The Final Betrayal: Joe’s Redemption Arc
In trying to redeem Joe Goldberg—or at least let him ride off into the sunset—the show betrays its entire premise. Joe was never supposed to be a hero. He was a monster disguised as a romantic, a killer who justified his crimes through delusion. To wrap up his story with a vague suggestion of peace and forgiveness feels not only unearned but insulting to viewers who stuck through five seasons waiting for a satisfying reckoning.
What made You addictive was the tension between who Joe thinks he is and who he is. Season 5 avoids that tension, softens his edges, and makes him digestible. But Joe Goldberg was never meant to be digested. He was meant to disturb us.

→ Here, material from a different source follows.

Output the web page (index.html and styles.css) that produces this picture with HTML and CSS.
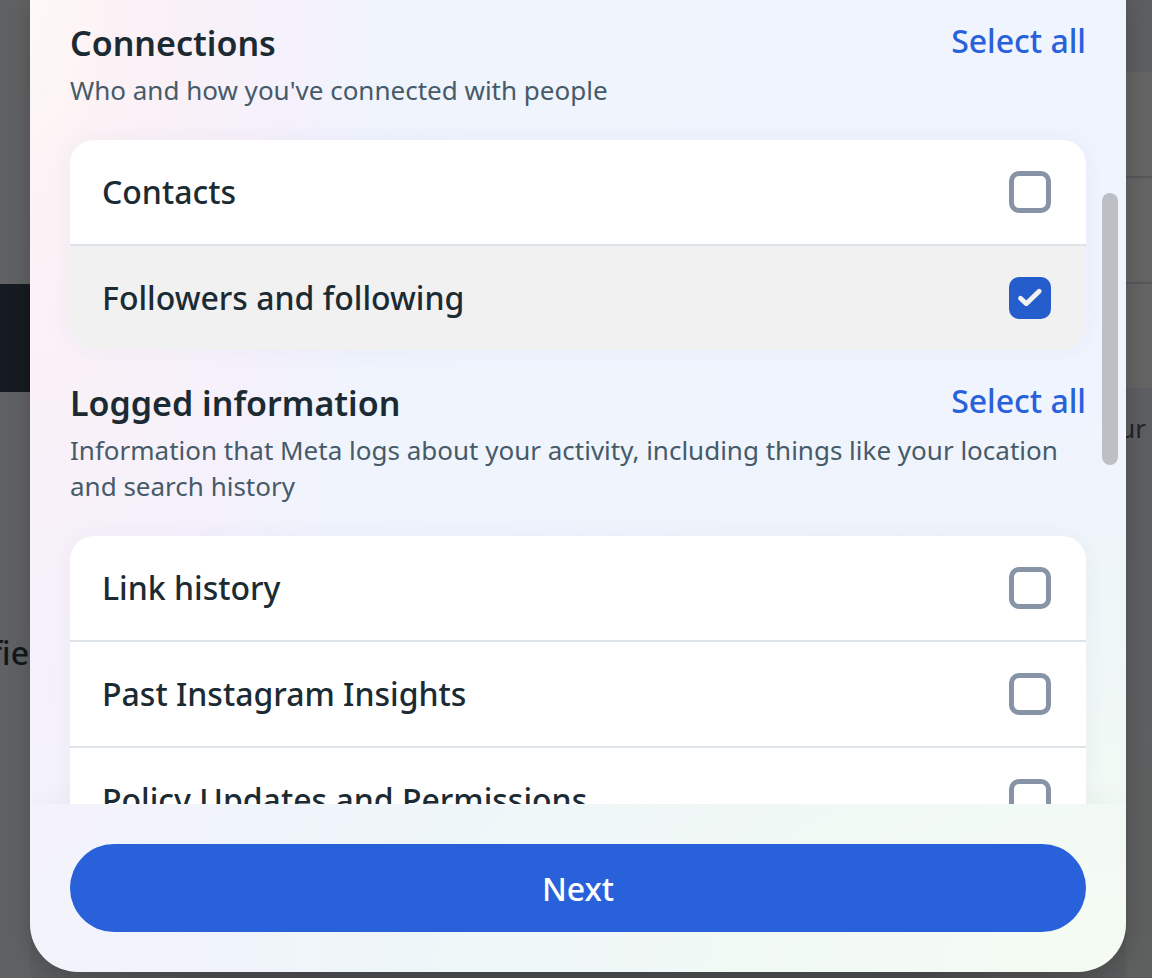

A major frustration with Season 5 was the end. We wanted a trial with EVERYBODY. A clear mirror whould have been raised in front of Joe and he should have been aware of how gruesome he really was. Instead the final episode is him running wround naked, begging to die and then being arrested.
You Season 5 should have been a high-stakes, emotionally charged conclusion to a show that once redefined psychological thrillers. Instead, it felt like a rushed, shallow epilogue to a story that deserved a better ending. By abandoning compelling characters like Love Quinn and Ellie Alves, misusing Brontë and her forgettable entourage, and defanging Joe Goldberg, the show betrayed its own identity.
For longtime fans, it wasn’t just a disappointment. It was a heartbreak.
You Season 5 had every opportunity to end the series on a powerful, thought-provoking note. Instead, it doubled down on its worst habits: glorifying its protagonist, discarding its most interesting side characters, and choosing convenience over consequence. Kate’s partnership could have been complex and tragic rather than bafflingly loyal. Joe could have faced a reckoning—not just legally, but emotionally, spiritually, and narratively. But the show blinked.
In trying to let Joe win, You lost what made it special.